Putting waypoints in your GPS is helpful if you’ll be fishing from a boat, and before fishing you also may want to flag your fishing areas with marker buoys. The best places tend to provide catfish with distinct travel routes from deeper daytime haunts to shallower near-shore reaches used for night feeding. These include points, humps, creek channels, ledges and ridges.
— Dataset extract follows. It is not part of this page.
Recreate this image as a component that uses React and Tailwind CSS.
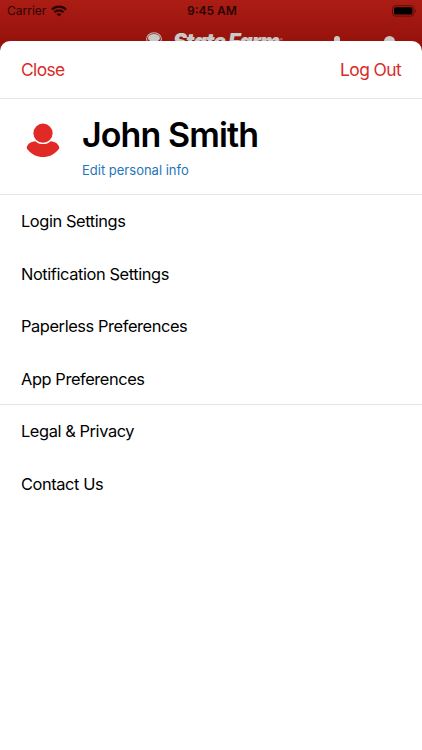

To avoid problems prepping gear in the darkness, have your fishing combos rigged and ready to use, and organize your tacklebox before fishing so you know exactly where everything is. Be sure you have fully charged batteries for all your navigation equipment and fishing lights. Boat fishermen will want anchors with an adequate length of rope to hold the boat stationary, and all night fishermen will want a good supply of insect repellent to ward off mosquitoes. Wear a lifejacket and stay connected to the kill switch at all times, and let someone know where you plan to fish and when you plan to return.


JUNGLE TACTICS

Although few catfish anglers bother to fish them, green jungles of aquatic vegetation (button willows, lily pads, elodea, etc.) can provide excellent summertime catfishing action for those who know how to fish this cover. Most anglers assume that since they can’t see open water, the area can’t be fished, and they go about fishing in the usual way of pecking along the edges. But catfish are usually holding deep within the greenery.

The trick to catching these cats is working methodically to cover every accessible nook and pocket on the interior. And there’s only one way to go about it: Get right in there with them for close-quarters combat. I use a bobber rig to lessen the amount of snagging. A slip bobber is best because it allows you to reel your entire rig right up to the rod tip and work it back into cover. Cut shad or carp works great for bait. Thread a chunk about 2 inches square on a 3/0 to 5/0 octopus hook; unless current is strong, don’t use any weight.

Get within a rod’s length of the cover and work slowly and precisely, moving your rig over, under, through or around the cover until you can ease the bait down into an opening. You may catch a few nice cats along the cover’s edge, but most will be buried in the vegetation, striking only when you put the bait right on their nose.

When you do get a strike, react immediately, setting the hook hard and reeling like crazy. You must pull the fish out of cover before it has time to tangle you. Heavy tackle is important—this battle requires brawn, not finesse.

Don’t be shy about fishing tiny, “impossible” looking openings in weed beds. Chances are, your bait will penetrate quite easily, and catfish in such places are more likely to strike than those found along an edge that has been pounded by every passing angler.